Scattered thoughts on Steve Jobs written a few years ago when 2 biopics were planned and I was hearing a lot of love for the late Apple guru at my job.
The man who created a phone where you can talk to yourself,
the man perhaps most responsible for crippling consciousness to the point where
teens now human sacrifice themselves en masse so that they don’t have to pay
attention to driving for five minutes.
And then people praise him for his vision. The religious leader of
capitalism, the Christ figure who delivered us from ourselves, who plugged us
directly into the matrix.
His Stanford Commencement speech is porn for the privileged,
inspirational claptrap as selfie, a passed hors d’oeuvres tray of 140 character
bits wisdoms. The ideology of the gilded class is that everything is fine, that
you only need to follow your dreams and believe in yourself and things will
work out for you the way it statistically is almost guaranteed to not. They preach this with such vigor, you could
almost buy that they believe it. Maybe they even do. It doesn’t really matter.
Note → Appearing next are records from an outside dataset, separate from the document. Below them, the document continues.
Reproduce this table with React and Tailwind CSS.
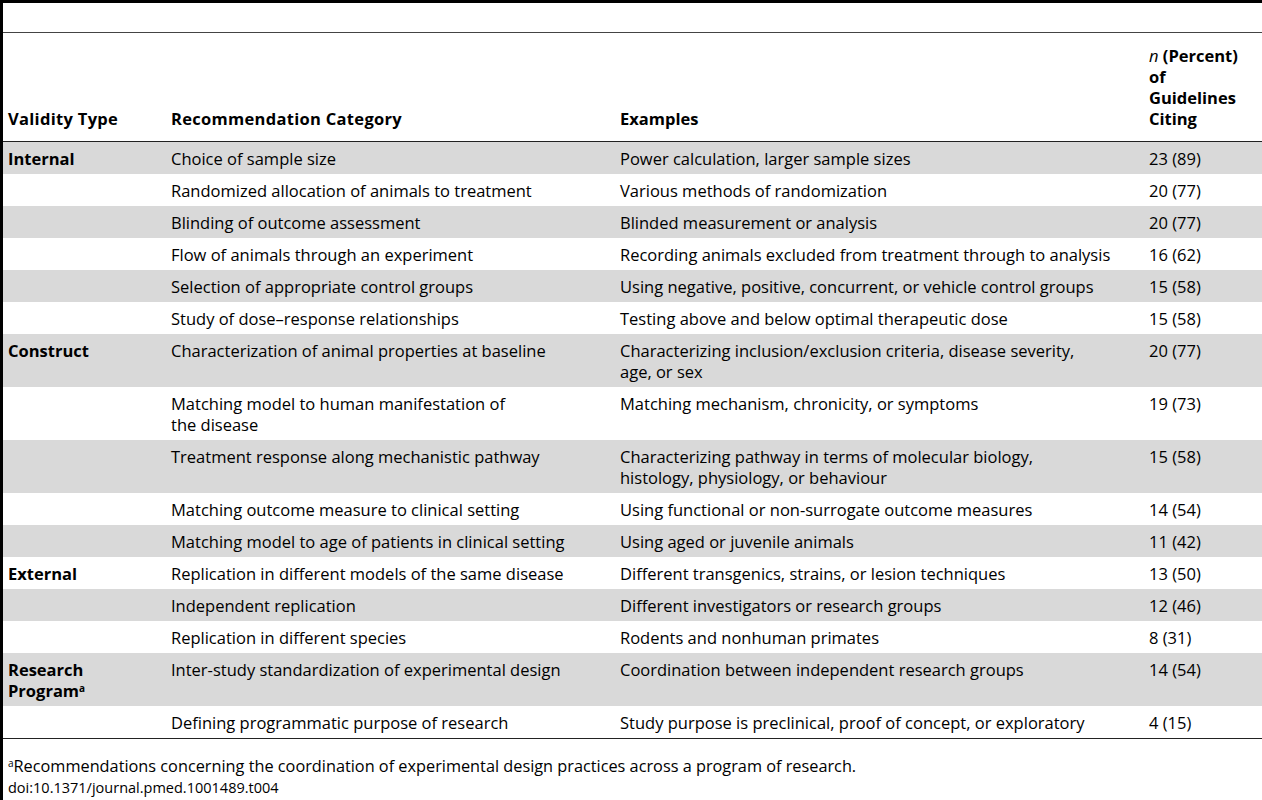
const rows = [
  { type: "Internal", cat: ["Choice of sample size"], ex: ["Power calculation, larger sample sizes"], n: "23 (89)" },
  { cat: ["Randomized allocation of animals to treatment"], ex: ["Various methods of randomization"], n: "20 (77)" },
  { cat: ["Blinding of outcome assessment"], ex: ["Blinded measurement or analysis"], n: "20 (77)" },
  { cat: ["Flow of animals through an experiment"], ex: ["Recording animals excluded from treatment through to analysis"], n: "16 (62)" },
  { cat: ["Selection of appropriate control groups"], ex: ["Using negative, positive, concurrent, or vehicle control groups"], n: "15 (58)" },
  { cat: ["Study of dose\u2013response relationships"], ex: ["Testing above and below optimal therapeutic dose"], n: "15 (58)" },
  { type: "Construct", cat: ["Characterization of animal properties at baseline"], ex: ["Characterizing inclusion/exclusion criteria, disease severity,", "age, or sex"], n: "20 (77)" },
  { cat: ["Matching model to human manifestation of", "the disease"], ex: ["Matching mechanism, chronicity, or symptoms"], n: "19 (73)" },
  { cat: ["Treatment response along mechanistic pathway"], ex: ["Characterizing pathway in terms of molecular biology,", "histology, physiology, or behaviour"], n: "15 (58)" },
  { cat: ["Matching outcome measure to clinical setting"], ex: ["Using functional or non-surrogate outcome measures"], n: "14 (54)" },
  { cat: ["Matching model to age of patients in clinical setting"], ex: ["Using aged or juvenile animals"], n: "11 (42)" },
  { type: "External", cat: ["Replication in different models of the same disease"], ex: ["Different transgenics, strains, or lesion techniques"], n: "13 (50)" },
  { cat: ["Independent replication"], ex: ["Different investigators or research groups"], n: "12 (46)" },
  { cat: ["Replication in different species"], ex: ["Rodents and nonhuman primates"], n: "8 (31)" },
  { type: "research", cat: ["Inter-study standardization of experimental design"], ex: ["Coordination between independent research groups"], n: "14 (54)" },
  { cat: ["Defining programmatic purpose of research"], ex: ["Study purpose is preclinical, proof of concept, or exploratory"], n: "4 (15)" },
];

function Lines({ items }) {
  return items.map((t, i) => (
    <span key={i} className="block whitespace-nowrap">{t}</span>
  ));
}

export default function App() {
  return (
    <div className="min-h-[800px] bg-white border-t-[3px] border-l-[3px] border-black text-black font-['Open_Sans','Noto_Sans',sans-serif] text-[16.5px] leading-[21px]">
      <div className="h-[30px] border-b border-[#444]"></div>

      {/* header */}
      <div className="grid grid-cols-[163px_449px_529px_1fr] items-end font-bold border-b border-[#222] py-3">
        <div className="pl-[5px] tracking-[0.3px]">Validity Type</div>
        <div className="pl-[5px] tracking-[0.3px]">Recommendation Category</div>
        <div className="pl-[5px]">Examples</div>
        <div className="pl-[5px]">
          <span className="font-normal italic">n</span> (Percent)<br />of<br />Guidelines<br />Citing
        </div>
      </div>

      {/* body */}
      <div className="border-b border-[#222]">
        {rows.map((r, i) => (
          <div
            key={i}
            className={
              "grid grid-cols-[163px_449px_529px_1fr] py-[5.5px] " +
              (i % 2 === 0 ? "bg-[#d9d9d9]" : "bg-white")
            }
          >
            <div className="pl-[5px] font-bold">
              {r.type === "research" ? (
                <>
                  Research<br />Program<sup className="text-[10px]">a</sup>
                </>
              ) : (
                r.type
              )}
            </div>
            <div className="pl-[5px]"><Lines items={r.cat} /></div>
            <div className="pl-[5px]"><Lines items={r.ex} /></div>
            <div className="pl-[5px]">{r.n}</div>
          </div>
        ))}
      </div>

      {/* footnotes */}
      <div className="pt-4 pl-[5px] leading-[22px]">
        <p className="text-[16.3px]"><sup className="text-[10px]">a</sup>Recommendations concerning the coordination of experimental design practices across a program of research.</p>
        <p className="text-[14.5px]">doi:10.1371/journal.pmed.1001489.t004</p>
      </div>
    </div>
  );
}
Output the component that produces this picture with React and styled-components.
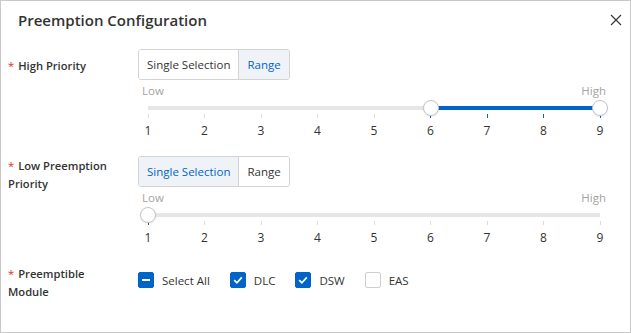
import React from "react";
import styled, { createGlobalStyle } from "styled-components";

const GlobalStyle = createGlobalStyle`
  html, body {
    margin: 0;
    padding: 0;
    background: #fff;
  }
  body {
    font-family: "Segoe UI", "Open Sans", "Noto Sans", sans-serif;
    color: #333;
  }
  * {
    box-sizing: border-box;
  }
`;

const BLUE = "#0064c8";

// Dialog shell
const Dialog = styled.div`
  width: 631px;
  height: 333px;
  border: 1px solid #c9c9c9;
  background: #fff;
`;

const Header = styled.div`
  display: flex;
  align-items: center;
  justify-content: space-between;
  height: 24px;
  margin-top: 7px;
  padding: 0 7px 0 17px;
`;

const Title = styled.h2`
  margin: 0;
  font-size: 15px;
  font-weight: 600;
  line-height: 24px;
  color: #333;
`;

const CloseButton = styled.button`
  display: flex;
  align-items: center;
  justify-content: center;
  width: 14px;
  height: 14px;
  padding: 0;
  border: none;
  background: none;
  color: #333;
  cursor: pointer;
`;

const Body = styled.div`
  padding: 17px 20px 0 7px;
`;

const FormItem = styled.div`
  display: flex;
  align-items: flex-start;
  margin-bottom: ${(p) => p.$gap || 0}px;
`;

const Label = styled.div`
  width: 130px;
  flex-shrink: 0;
  padding-top: ${(p) => p.$offset || 0}px;
  padding-right: 12px;
  font-size: 11.2px;
  font-weight: 600;
  line-height: 18px;
  color: #333;
`;

const Required = styled.span`
  color: #d93026;
  margin-right: 4px;
  font-weight: 400;
`;

const Control = styled.div`
  width: 472px;
`;

// Segmented toggle
const Segmented = styled.div`
  display: inline-flex;
  border: 1px solid #d3d3d3;
  border-radius: 3px;
  overflow: hidden;
`;

const Segment = styled.button`
  height: 29px;
  padding: 0 8px;
  border: none;
  border-left: ${(p) => (p.$first ? "none" : "1px solid #d3d3d3")};
  background: ${(p) => (p.$active ? "#eff3f8" : "#fff")};
  color: ${(p) => (p.$active ? BLUE : "#333")};
  font-family: inherit;
  font-size: 11.5px;
  cursor: pointer;
`;

// Slider
const SliderEnds = styled.div`
  display: flex;
  justify-content: space-between;
  margin-top: 3px;
  padding: 0 4px;
  height: 16px;
  font-size: 11.5px;
  line-height: 16px;
  color: #a3a3a3;
`;

const Rail = styled.div`
  position: relative;
  height: 40px;
  margin: 0 10px;
`;

const Track = styled.div`
  position: absolute;
  left: 0;
  right: 0;
  top: 7px;
  height: 4px;
  background: #e6e6e6;
`;

const ActiveTrack = styled.div`
  position: absolute;
  top: 7px;
  height: 4px;
  background: ${BLUE};
`;

const Tick = styled.div`
  position: absolute;
  top: 15px;
  width: 1px;
  height: 4px;
  margin-left: -0.5px;
  background: ${(p) => (p.$on ? BLUE : "#dcdcdc")};
`;

const Mark = styled.span`
  position: absolute;
  top: 23px;
  transform: translateX(-50%);
  font-size: 12px;
  line-height: 18px;
  color: #333;
`;

const Handle = styled.div`
  position: absolute;
  top: 1px;
  width: 16px;
  height: 16px;
  margin-left: -8px;
  border-radius: 50%;
  background: #fff;
  border: 1px solid #c4c4c4;
  box-shadow: 0 1px 2px rgba(0, 0, 0, 0.08);
`;

// Checkboxes
const CheckGroup = styled.div`
  display: flex;
  align-items: center;
  gap: 20px;
  height: 30px;
`;

const CheckItem = styled.label`
  display: flex;
  align-items: center;
  gap: 8px;
  font-size: 11.5px;
  color: #333;
  cursor: pointer;
`;

const Box = styled.span`
  display: flex;
  align-items: center;
  justify-content: center;
  width: 16px;
  height: 16px;
  border-radius: 2px;
  background: ${(p) => (p.$on ? BLUE : "#fff")};
  border: 1px solid ${(p) => (p.$on ? BLUE : "#cfcfcf")};
`;

const marks = [1, 2, 3, 4, 5, 6, 7, 8, 9];

function Slider({ from, to, range }) {
  const pos = (v) => ((v - 1) / 8) * 100;
  return (
    <>
      <SliderEnds>
        <span>Low</span>
        <span>High</span>
      </SliderEnds>
      <Rail>
        <Track />
        <ActiveTrack
          style={{ left: `${pos(from)}%`, width: `${pos(to) - pos(from)}%` }}
        />
        {marks.map((m) => (
          <React.Fragment key={m}>
            <Tick style={{ left: `${pos(m)}%` }} $on={m >= from && m <= to && (range || m === from)} />
            <Mark style={{ left: `${pos(m)}%` }}>{m}</Mark>
          </React.Fragment>
        ))}
        {range && <Handle style={{ left: `${pos(from)}%` }} />}
        <Handle style={{ left: `${pos(to)}%` }} />
      </Rail>
    </>
  );
}

function Checkbox({ state, children }) {
  return (
    <CheckItem>
      <Box $on={state !== "off"}>
        {state === "on" && (
          <svg width="12" height="12" viewBox="0 0 12 12">
            <path d="M2.2 6.2 L4.9 8.8 L9.8 3.4" fill="none" stroke="#fff" strokeWidth="1.8" />
          </svg>
        )}
        {state === "half" && (
          <svg width="12" height="12" viewBox="0 0 12 12">
            <path d="M2 6 H10" stroke="#fff" strokeWidth="2" />
          </svg>
        )}
      </Box>
      {children}
    </CheckItem>
  );
}

export default function App() {
  return (
    <>
      <GlobalStyle />
      <Dialog>
        <Header>
          <Title>Preemption Configuration</Title>
          <CloseButton aria-label="close">
            <svg width="12" height="12" viewBox="0 0 12 12">
              <path d="M1 1 L11 11 M11 1 L1 11" stroke="#333" strokeWidth="1.1" />
            </svg>
          </CloseButton>
        </Header>
        <Body>
          <FormItem $gap={17}>
            <Label $offset={8}>
              <Required>*</Required>High Priority
            </Label>
            <Control>
              <Segmented>
                <Segment $first>Single Selection</Segment>
                <Segment $active>Range</Segment>
              </Segmented>
              <Slider from={6} to={9} range />
            </Control>
          </FormItem>

          <FormItem $gap={19}>
            <Label $offset={1}>
              <Required>*</Required>Low Preemption Priority
            </Label>
            <Control>
              <Segmented>
                <Segment $first $active>Single Selection</Segment>
                <Segment>Range</Segment>
              </Segmented>
              <Slider from={1} to={1} />
            </Control>
          </FormItem>

          <FormItem>
            <Label>
              <Required>*</Required>Preemptible Module
            </Label>
            <Control>
              <CheckGroup>
                <Checkbox state="half">Select All</Checkbox>
                <Checkbox state="on">DLC</Checkbox>
                <Checkbox state="on">DSW</Checkbox>
                <Checkbox state="off">EAS</Checkbox>
              </CheckGroup>
            </Control>
          </FormItem>
        </Body>
      </Dialog>
    </>
  );
}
The important part is that we don’t believe it, but that we act like we
do. If we believed it, we’d be wildly
disappointed. We’d be a country
suffering from pandemic levels of depression and anxiety that our dreams were
not coming true. But that’s not us,
we’re America the bold and the beautiful, with dicks and guns so big that other
countries deliver their talent to us, prop up our faux democracies, negotiate
peace treaties on our terms, and praise our computer prodigies for their
ingenuity.
We believe in the dream. We follow it, and when we filter
down the most pragmatic dreams to the one standing in front of us putting food
on our table and keeping the disgusting habits of the underclasses out of our
way, we realign our dreams. We make the
dream what we have, what we own. Every knock
to our stability, every caveat, every cancer cell and its corresponding
invoice, is the price paid. Because
dreams aren’t just dreamed, they’re purchased.
Those who can afford it can have great ones, but the rest of them at
least get a piece. America the great bargain.
The dream of course is finding satisfaction in work. No one dreams of finding satisfaction in
love, in family, in leisure. Those
things are naturally pleasurable. You don’t have to dream them, they happen.
Work becomes the idol, living in praise of work, in praise of Jobs.
They’d have you believe that we’re still in the garden and
the snake is selling something at the Apple Store, the best-selling item of all time, a narrative, an autobiography, an i. iDream. & iDream. &iDream.